§ **Task requirements**
From the listing below, copy only the lines from the line that contains "What React, TypeScript" to the line that contains "import React from", counting those two lines as part of the copy.

-- START OF Records for the task --

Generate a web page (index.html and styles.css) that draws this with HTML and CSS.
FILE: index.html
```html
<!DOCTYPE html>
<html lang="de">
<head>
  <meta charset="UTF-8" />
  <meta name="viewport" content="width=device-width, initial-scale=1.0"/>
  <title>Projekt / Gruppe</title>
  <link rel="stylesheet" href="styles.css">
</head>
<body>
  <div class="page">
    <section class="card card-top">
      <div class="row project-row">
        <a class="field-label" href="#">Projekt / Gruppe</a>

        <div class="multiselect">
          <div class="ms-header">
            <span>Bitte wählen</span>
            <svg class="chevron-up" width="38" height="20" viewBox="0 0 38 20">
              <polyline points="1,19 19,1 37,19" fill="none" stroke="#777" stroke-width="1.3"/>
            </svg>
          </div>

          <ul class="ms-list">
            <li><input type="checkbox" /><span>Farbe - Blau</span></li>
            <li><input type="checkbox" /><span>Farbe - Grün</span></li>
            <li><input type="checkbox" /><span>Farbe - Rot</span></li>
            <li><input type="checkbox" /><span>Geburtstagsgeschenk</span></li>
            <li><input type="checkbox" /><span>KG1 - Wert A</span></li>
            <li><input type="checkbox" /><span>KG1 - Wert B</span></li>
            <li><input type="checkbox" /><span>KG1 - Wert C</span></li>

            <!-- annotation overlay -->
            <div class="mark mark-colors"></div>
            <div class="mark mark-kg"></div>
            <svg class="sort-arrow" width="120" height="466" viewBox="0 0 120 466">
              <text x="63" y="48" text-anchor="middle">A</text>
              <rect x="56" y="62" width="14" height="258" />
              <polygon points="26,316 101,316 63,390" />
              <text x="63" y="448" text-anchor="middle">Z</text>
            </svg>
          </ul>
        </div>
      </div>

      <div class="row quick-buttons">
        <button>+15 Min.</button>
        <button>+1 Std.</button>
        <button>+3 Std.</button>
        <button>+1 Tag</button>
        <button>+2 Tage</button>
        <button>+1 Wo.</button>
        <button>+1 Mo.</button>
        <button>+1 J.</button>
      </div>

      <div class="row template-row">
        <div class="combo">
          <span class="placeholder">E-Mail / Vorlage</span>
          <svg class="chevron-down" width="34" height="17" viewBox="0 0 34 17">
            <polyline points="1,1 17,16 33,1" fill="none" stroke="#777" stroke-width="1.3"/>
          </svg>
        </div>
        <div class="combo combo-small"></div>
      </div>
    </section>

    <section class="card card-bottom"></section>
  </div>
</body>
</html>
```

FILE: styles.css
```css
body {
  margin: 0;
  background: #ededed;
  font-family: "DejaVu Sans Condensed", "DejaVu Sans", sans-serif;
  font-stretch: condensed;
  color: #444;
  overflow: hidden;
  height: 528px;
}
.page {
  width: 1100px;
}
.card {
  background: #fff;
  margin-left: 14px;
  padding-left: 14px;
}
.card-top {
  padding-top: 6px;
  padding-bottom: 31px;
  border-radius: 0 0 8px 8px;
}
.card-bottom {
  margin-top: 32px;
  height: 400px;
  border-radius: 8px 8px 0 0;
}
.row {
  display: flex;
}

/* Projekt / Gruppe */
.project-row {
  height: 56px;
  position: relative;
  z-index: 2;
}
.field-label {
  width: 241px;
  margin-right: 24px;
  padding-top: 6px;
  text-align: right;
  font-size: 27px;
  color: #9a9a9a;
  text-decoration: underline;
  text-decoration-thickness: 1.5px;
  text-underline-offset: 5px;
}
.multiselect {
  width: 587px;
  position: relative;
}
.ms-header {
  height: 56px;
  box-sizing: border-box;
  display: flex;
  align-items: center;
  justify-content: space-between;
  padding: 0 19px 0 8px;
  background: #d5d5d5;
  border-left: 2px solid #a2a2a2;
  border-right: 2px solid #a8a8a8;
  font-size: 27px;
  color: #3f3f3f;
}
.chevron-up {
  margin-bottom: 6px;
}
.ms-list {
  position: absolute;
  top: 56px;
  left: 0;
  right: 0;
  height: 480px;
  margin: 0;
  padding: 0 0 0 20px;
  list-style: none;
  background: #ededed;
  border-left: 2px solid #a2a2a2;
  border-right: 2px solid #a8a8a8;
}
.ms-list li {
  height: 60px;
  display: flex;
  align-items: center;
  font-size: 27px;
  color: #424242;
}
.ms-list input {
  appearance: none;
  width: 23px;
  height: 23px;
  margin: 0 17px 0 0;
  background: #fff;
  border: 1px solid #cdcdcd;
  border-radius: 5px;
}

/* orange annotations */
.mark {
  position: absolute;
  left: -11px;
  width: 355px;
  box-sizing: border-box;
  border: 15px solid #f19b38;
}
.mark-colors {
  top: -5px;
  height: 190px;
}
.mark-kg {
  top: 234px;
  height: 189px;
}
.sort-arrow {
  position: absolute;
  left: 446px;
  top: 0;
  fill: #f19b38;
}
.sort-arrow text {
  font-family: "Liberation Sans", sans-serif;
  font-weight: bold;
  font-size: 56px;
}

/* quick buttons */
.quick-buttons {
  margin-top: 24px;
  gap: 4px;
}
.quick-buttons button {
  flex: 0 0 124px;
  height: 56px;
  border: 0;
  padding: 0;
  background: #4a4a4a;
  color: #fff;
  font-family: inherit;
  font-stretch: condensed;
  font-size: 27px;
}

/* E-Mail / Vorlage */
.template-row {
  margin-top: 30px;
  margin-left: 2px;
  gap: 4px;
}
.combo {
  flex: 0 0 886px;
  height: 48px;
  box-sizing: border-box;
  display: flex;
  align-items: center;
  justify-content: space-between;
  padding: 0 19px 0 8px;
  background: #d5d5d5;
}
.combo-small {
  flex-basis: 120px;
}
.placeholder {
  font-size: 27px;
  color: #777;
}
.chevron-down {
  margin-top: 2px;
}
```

-- END OF Records for the task --
-- START OF Records for the task --

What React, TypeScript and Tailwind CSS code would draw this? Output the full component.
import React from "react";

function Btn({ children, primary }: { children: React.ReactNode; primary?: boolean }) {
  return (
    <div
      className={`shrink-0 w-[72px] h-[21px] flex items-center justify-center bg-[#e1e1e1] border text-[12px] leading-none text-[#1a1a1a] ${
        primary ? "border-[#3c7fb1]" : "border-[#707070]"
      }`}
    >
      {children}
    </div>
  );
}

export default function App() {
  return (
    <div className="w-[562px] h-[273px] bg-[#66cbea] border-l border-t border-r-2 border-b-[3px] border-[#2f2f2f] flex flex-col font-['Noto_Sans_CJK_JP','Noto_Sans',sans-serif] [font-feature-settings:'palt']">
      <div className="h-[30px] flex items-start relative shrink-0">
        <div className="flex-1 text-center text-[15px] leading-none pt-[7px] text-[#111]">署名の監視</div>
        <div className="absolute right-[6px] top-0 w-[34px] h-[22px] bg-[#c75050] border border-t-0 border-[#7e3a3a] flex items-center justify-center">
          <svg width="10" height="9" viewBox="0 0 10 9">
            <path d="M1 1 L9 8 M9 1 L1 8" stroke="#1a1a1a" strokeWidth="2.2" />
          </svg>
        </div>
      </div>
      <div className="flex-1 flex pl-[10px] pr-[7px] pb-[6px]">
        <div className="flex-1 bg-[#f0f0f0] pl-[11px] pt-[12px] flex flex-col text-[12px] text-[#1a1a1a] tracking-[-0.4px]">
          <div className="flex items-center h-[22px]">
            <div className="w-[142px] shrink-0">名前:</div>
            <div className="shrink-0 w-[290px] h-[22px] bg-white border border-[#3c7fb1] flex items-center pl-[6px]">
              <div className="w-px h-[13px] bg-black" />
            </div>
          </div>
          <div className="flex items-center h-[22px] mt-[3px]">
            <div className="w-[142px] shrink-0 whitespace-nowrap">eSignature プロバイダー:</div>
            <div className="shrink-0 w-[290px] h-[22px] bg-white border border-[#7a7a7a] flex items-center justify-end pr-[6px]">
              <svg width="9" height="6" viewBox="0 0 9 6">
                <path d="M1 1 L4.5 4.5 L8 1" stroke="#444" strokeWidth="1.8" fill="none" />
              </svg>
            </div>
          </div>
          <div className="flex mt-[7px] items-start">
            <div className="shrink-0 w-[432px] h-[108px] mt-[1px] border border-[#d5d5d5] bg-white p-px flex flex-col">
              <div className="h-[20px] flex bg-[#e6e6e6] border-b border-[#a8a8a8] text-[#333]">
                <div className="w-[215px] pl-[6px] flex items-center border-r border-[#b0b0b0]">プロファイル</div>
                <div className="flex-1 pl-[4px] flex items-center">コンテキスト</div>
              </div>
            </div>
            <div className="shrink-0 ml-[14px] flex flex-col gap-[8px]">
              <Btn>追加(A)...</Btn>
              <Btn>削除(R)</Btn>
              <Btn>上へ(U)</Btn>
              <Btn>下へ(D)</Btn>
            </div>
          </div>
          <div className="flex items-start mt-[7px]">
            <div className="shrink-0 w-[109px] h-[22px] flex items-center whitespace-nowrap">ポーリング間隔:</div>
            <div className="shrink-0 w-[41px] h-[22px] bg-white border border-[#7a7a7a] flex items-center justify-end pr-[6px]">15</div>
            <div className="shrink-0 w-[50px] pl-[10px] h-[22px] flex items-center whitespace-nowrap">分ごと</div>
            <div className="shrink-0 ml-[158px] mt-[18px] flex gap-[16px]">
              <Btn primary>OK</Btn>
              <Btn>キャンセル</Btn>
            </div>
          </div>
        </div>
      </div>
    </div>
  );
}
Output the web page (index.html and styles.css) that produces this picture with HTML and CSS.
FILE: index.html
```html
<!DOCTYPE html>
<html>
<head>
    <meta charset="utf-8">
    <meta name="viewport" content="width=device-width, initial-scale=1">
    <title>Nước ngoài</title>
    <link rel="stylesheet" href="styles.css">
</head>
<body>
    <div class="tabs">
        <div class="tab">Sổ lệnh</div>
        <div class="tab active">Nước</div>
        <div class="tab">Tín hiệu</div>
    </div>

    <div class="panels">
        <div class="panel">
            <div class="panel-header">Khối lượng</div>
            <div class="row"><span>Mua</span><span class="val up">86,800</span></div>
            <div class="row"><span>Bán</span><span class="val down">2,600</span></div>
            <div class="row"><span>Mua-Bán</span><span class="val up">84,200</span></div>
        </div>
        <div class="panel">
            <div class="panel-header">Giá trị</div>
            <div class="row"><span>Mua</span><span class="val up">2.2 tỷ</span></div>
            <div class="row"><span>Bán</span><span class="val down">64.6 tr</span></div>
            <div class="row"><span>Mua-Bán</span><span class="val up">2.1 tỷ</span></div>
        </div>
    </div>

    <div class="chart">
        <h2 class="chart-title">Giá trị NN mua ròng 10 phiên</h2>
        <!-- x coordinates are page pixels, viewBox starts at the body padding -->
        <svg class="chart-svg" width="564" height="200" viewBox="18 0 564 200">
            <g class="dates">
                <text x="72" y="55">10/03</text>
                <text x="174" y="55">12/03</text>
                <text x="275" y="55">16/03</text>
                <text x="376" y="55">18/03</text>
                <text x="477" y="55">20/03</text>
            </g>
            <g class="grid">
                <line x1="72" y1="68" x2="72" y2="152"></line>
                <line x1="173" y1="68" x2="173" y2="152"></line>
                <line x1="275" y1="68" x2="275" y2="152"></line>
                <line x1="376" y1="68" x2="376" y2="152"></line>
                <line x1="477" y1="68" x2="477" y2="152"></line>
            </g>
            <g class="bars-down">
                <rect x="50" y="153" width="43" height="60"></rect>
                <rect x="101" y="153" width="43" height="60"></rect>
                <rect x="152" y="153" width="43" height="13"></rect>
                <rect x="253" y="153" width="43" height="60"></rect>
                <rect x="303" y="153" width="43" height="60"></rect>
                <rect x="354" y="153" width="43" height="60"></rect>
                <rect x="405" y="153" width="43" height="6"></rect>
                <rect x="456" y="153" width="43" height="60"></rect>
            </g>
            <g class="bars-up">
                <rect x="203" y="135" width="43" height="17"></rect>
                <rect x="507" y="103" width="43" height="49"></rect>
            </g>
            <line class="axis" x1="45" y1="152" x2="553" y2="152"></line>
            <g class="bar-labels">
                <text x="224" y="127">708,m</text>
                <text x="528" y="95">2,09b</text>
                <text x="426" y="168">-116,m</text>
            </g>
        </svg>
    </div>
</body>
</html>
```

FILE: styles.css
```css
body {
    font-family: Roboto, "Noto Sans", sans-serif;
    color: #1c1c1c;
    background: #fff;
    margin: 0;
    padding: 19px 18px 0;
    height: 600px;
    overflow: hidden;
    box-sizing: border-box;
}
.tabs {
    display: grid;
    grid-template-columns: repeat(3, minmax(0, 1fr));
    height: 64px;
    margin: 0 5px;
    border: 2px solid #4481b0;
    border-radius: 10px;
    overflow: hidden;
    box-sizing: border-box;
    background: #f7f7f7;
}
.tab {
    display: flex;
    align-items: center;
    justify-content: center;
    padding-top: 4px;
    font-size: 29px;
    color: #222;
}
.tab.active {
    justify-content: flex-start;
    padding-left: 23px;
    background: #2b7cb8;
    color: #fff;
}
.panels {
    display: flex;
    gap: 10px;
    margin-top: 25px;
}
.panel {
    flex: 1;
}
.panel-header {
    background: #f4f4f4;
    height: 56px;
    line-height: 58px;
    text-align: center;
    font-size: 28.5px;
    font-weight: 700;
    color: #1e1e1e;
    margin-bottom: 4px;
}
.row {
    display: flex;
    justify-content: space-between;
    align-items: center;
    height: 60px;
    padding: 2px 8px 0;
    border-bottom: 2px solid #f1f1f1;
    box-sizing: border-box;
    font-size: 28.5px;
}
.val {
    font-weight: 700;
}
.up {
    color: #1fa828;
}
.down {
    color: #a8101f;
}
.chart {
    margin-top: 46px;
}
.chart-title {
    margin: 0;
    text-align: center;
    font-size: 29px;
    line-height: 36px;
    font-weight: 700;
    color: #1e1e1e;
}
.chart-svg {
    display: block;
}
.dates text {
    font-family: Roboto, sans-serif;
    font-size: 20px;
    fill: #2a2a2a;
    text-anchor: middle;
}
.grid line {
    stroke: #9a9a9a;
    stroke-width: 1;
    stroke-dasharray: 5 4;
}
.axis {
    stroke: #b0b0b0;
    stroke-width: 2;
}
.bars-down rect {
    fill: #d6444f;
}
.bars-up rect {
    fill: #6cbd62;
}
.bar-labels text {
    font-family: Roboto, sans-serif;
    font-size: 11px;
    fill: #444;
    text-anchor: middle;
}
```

-- END OF Records for the task --

§ **Reply to the exercise**
What React, TypeScript and Tailwind CSS code would draw this? Output the full component.
import React from "react";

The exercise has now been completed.